Rode Autootjes

Onlangs vertelde ik al dat ik klaagde op het sterfbed van mijn rijpe concertvriend. Op ja, ik lag lekker knus naast hem. Dat ik in geval van crematie zijn graf niet kon bezoeken. Hij antwoordde prompt dat ik hem wel zou weten te vinden. Die voorspelling komt telkens uit. De laatste tijd verschijnt hij in rode autootjes. Die zie je nog zelden op de weg. De meeste mensen rijden tegenwoordig in een donker rijtuig, maar tijdens deze bewolkte winterdagen neem ik nu met grote regelmaat rode autootjes waar. Zijn knipoog.

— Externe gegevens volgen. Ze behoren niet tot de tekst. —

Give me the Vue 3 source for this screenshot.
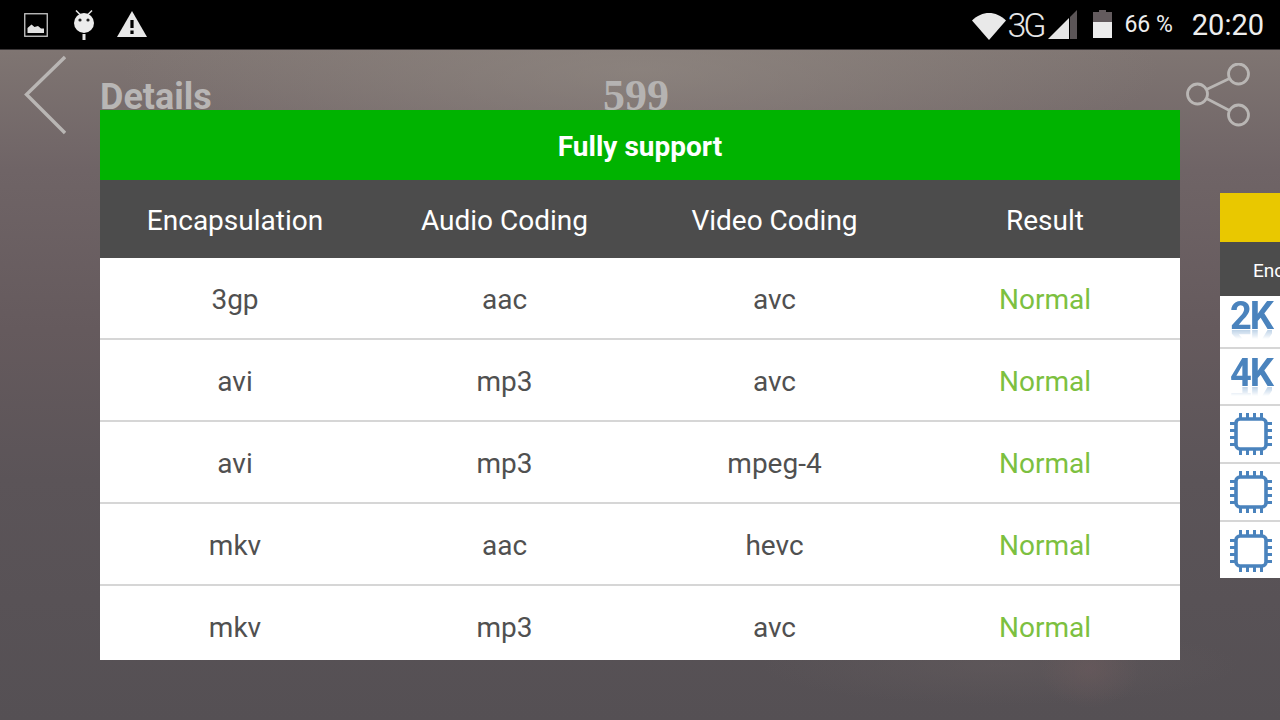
<script setup>
const rows = [
  ['3gp', 'aac', 'avc', 'Normal'],
  ['avi', 'mp3', 'avc', 'Normal'],
  ['avi', 'mp3', 'mpeg-4', 'Normal'],
  ['mkv', 'aac', 'hevc', 'Normal'],
  ['mkv', 'mp3', 'avc', 'Normal'],
]
const heads = ['Encapsulation', 'Audio Coding', 'Video Coding', 'Result']
</script>

<template>
  <div class="screen">
    <div class="status">
      <div class="status-left">
        <svg class="ic-img" width="24" height="24" viewBox="0 0 24 24">
          <rect x="0.750" y="0.750" width="22.500" height="22.500" fill="none" stroke="#c8c8c8" stroke-width="1.300" />
          <path d="M3.500 20 V15 L7.500 11.500 L10.500 14 L14 13 L17 15.500 L20 15.500 V20 Z" fill="#e2e2e2" />
        </svg>
        <svg class="ic-droid" width="20" height="30" viewBox="0 0 20 30">
          <path d="M2 0.500 L6 4.500 M18 0.500 L14 4.500" stroke="#e6e6e6" stroke-width="1.500" />
          <circle cx="10" cy="13" r="10" fill="#ececec" />
          <circle cx="6" cy="10" r="1.600" fill="#222" />
          <circle cx="14" cy="10" r="1.600" fill="#222" />
          <rect x="8.500" y="24" width="3" height="6" fill="#e6e6e6" />
        </svg>
        <svg class="ic-warn" width="30" height="26" viewBox="0 0 30 26">
          <path d="M15 0 L30 26 H0 Z" fill="#e8e8e8" />
          <rect x="13.400" y="9" width="3.200" height="8" fill="#000" />
          <rect x="13.400" y="19.500" width="3.200" height="3.500" fill="#000" />
        </svg>
      </div>
      <div class="status-right">
        <svg class="ic-wifi" width="34" height="28" viewBox="0 0 34 28">
          <path d="M0 8.500 C10 -1.500 24 -1.500 34 8.500 L17 28 Z" fill="#e9e9e9" />
        </svg>
        <span class="net">3G</span>
        <svg class="ic-signal" width="29" height="29" viewBox="0 0 29 29">
          <path d="M0 29 L21 8 V29 Z" fill="#e6e6e6" />
          <path d="M22 7 L29 0 V29 H22 Z" fill="#5b5557" />
        </svg>
        <svg class="ic-batt" width="19" height="28" viewBox="0 0 19 28">
          <path d="M6 0 H13 V2 H19 V12 H0 V2 H6 Z" fill="#635b5e" />
          <rect x="0" y="12" width="19" height="16" fill="#ececec" />
        </svg>
        <span class="pct">66 %</span>
        <span class="clock">20:20</span>
      </div>
    </div>

    <div class="header">
      <svg class="back" width="42" height="80" viewBox="0 0 42 80">
        <path d="M41 2 L2.500 39.500 L41 78" fill="none" stroke="#b9b6b4" stroke-width="3.400" />
      </svg>
      <span class="title">Details</span>
      <span class="num">599</span>
      <svg class="share" width="66" height="64" viewBox="0 0 66 64">
        <g fill="none" stroke="#b9b6b4" stroke-width="2.800">
          <circle cx="52.500" cy="11" r="10" />
          <circle cx="11.500" cy="31" r="10" />
          <circle cx="52.500" cy="52" r="10" />
          <path d="M20.500 26.500 L43.500 15.500 M20.500 35.500 L43.500 47.500" />
        </g>
      </svg>
    </div>

    <div class="dialog">
      <div class="dialog-title">Fully support</div>
      <div class="row head">
        <span v-for="h in heads" :key="h">{{ h }}</span>
      </div>
      <div class="body">
        <div v-for="(r, i) in rows" :key="i" class="row item">
          <span v-for="(c, j) in r" :key="j" :class="{ ok: j === 3 }">{{ c }}</span>
        </div>
      </div>
    </div>

    <div class="peek">
      <div class="peek-title"></div>
      <div class="peek-head">Encapsulation</div>
      <div class="peek-row tall"><span class="res">2K</span></div>
      <div class="peek-row tall2"><span class="res">4K</span></div>
      <div v-for="n in 3" :key="n" class="peek-row chip-row">
        <svg width="42" height="42" viewBox="0 0 42 42">
          <rect x="6" y="6" width="30" height="30" rx="4" fill="none" stroke="#4a83bd" stroke-width="3.600" />
          <path d="M10.500 0 V5 M17.500 0 V5 M24.500 0 V5 M31.500 0 V5 M10.500 37 V42 M17.500 37 V42 M24.500 37 V42 M31.500 37 V42 M0 10.500 H5 M0 17.500 H5 M0 24.500 H5 M0 31.500 H5 M37 10.500 H42 M37 17.500 H42 M37 24.500 H42 M37 31.500 H42" stroke="#4a83bd" stroke-width="3" />
        </svg>
      </div>
    </div>
  </div>
</template>

<style>
html, body { margin: 0; background: #000; }
</style>

<style scoped>
.screen {
  position: relative;
  width: 1280px;
  height: 720px;
  overflow: hidden;
  font-family: Roboto, "Liberation Sans", sans-serif;
  background:
    radial-gradient(ellipse 50px 40px at 1090px 668px, rgba(112, 92, 94, 0.45), rgba(112, 92, 94, 0) 100%),
    radial-gradient(ellipse 240px 40px at 1000px 665px, rgba(100, 92, 94, 0.5), rgba(100, 92, 94, 0) 100%),
    radial-gradient(ellipse 520px 110px at 640px 70px, rgba(150, 142, 135, 0.55), rgba(150, 142, 135, 0) 100%),
    linear-gradient(180deg, #7f7572 50px, #6f6466 170px, #655a5d 330px, #5b5458 480px, #555054 720px);
}
.status {
  height: 50px;
  background: #000;
  border-bottom: 1px solid #3a3637;
  box-sizing: border-box;
  display: flex;
  justify-content: space-between;
  align-items: center;
  padding: 0 16px 0 24px;
}
.status-left, .status-right { display: flex; align-items: center; }
.ic-droid { margin-left: 26px; margin-top: 1px; }
.ic-warn { margin-left: 23px; margin-top: -1px; }
.ic-wifi { margin-top: 2px; }
.net {
  margin-left: 1px;
  width: 41px;
  font-size: 34px;
  font-weight: 300;
  letter-spacing: -3px;
  color: #e6e6e6;
  line-height: 52px;
}
.ic-signal { margin-top: 0; }
.ic-batt { margin-left: 16px; margin-top: -1px; }
.pct {
  margin-left: 12px;
  font-size: 23px;
  color: #eee;
  line-height: 52px;
}
.clock {
  margin-left: 19px;
  font-size: 29px;
  color: #eee;
  line-height: 50px;
}
.header {
  position: relative;
  height: 92px;
  display: flex;
  align-items: center;
  padding: 0 28px 0 24px;
}
.back { flex: none; margin-top: -2px; }
.title {
  margin-left: 34px;
  margin-top: 2px;
  font-size: 36px;
  font-weight: 700;
  color: #b8b6b5;
}
.num {
  position: absolute;
  left: 603px;
  top: 21px;
  font-family: "Liberation Serif", serif;
  font-size: 44px;
  font-weight: 700;
  line-height: 50px;
  color: #b5b3b2;
}
.share { margin-left: auto; margin-top: -2px; }
.dialog {
  position: absolute;
  left: 100px;
  top: 110px;
  width: 1080px;
  height: 550px;
  overflow: hidden;
  background: #fff;
}
.dialog-title {
  height: 70px;
  line-height: 73px;
  background: #00b300;
  color: #fff;
  text-align: center;
  font-size: 28px;
  font-weight: 700;
}
.row {
  display: grid;
  grid-template-columns: 270px 269px 271px 270px;
  align-items: center;
  text-align: center;
}
.row span { position: relative; top: 1px; }
.head {
  height: 78px;
  background: #4c4c4c;
  color: #fff;
  font-size: 28px;
}
.item {
  height: 82px;
  box-sizing: border-box;
  border-bottom: 2px solid #d6d6d6;
  color: #505050;
  font-size: 28px;
}
.item .ok { color: #7cc040; }
.peek {
  position: absolute;
  left: 1220px;
  top: 193px;
  width: 60px;
  height: 385px;
  overflow: hidden;
  background: #fff;
}
.peek-title { height: 49px; background: #e9c800; }
.peek-head {
  height: 54px;
  line-height: 57px;
  padding-left: 33px;
  white-space: nowrap;
  background: #4c4c4c;
  color: #fff;
  font-size: 19px;
}
.peek-row {
  box-sizing: border-box;
  border-bottom: 2px solid #d6d6d6;
  display: flex;
  align-items: center;
  padding-left: 10px;
}
.tall { height: 53px; align-items: flex-start; }
.tall2 { height: 57px; align-items: flex-start; padding-top: 4px; }
.chip-row { height: 58px; }
.chip-row:last-child { border-bottom: 0; }
.res {
  font-size: 38px;
  font-weight: 700;
  line-height: 40px;
  letter-spacing: -2px;
  color: #4a83bd;
  -webkit-box-reflect: below -13px linear-gradient(transparent 60%, rgba(255, 255, 255, 0.4) 85%);
}
.chip-row svg { display: block; }
</style>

Vooral de achterkant van die rode vervoermiddelen spreekt me aan. Dat zit zo: als ik naar onze uitspanning fietste waar we gezamenlijk de maaltijd zouden gebruiken kwam het regelmatig voor dat hij mij in zijn rode duiveltje inhaalde. Hij zag mij vaak niet fietsen, maar ik op mijn beurt had wel de rode achterkant van zijn auto in de smiezen. ‘Hij is op weg naar mij!’, dacht ik als ik achter hem aanfietste. Die voorpret was haast nog heerlijker dan het gezamenlijke uitje zelf. Als ik die zin in mezelf zeg hoor ik er zelfs Bach bij. Nu de rode autootjes niet aan te slepen zijn bedenk ik dat we deze verrukkelijke liefdesbelofte gul door kunnen geven: ik zal er voor je zijn. Trek je harnas maar vast uit, ik ben op weg naar jou.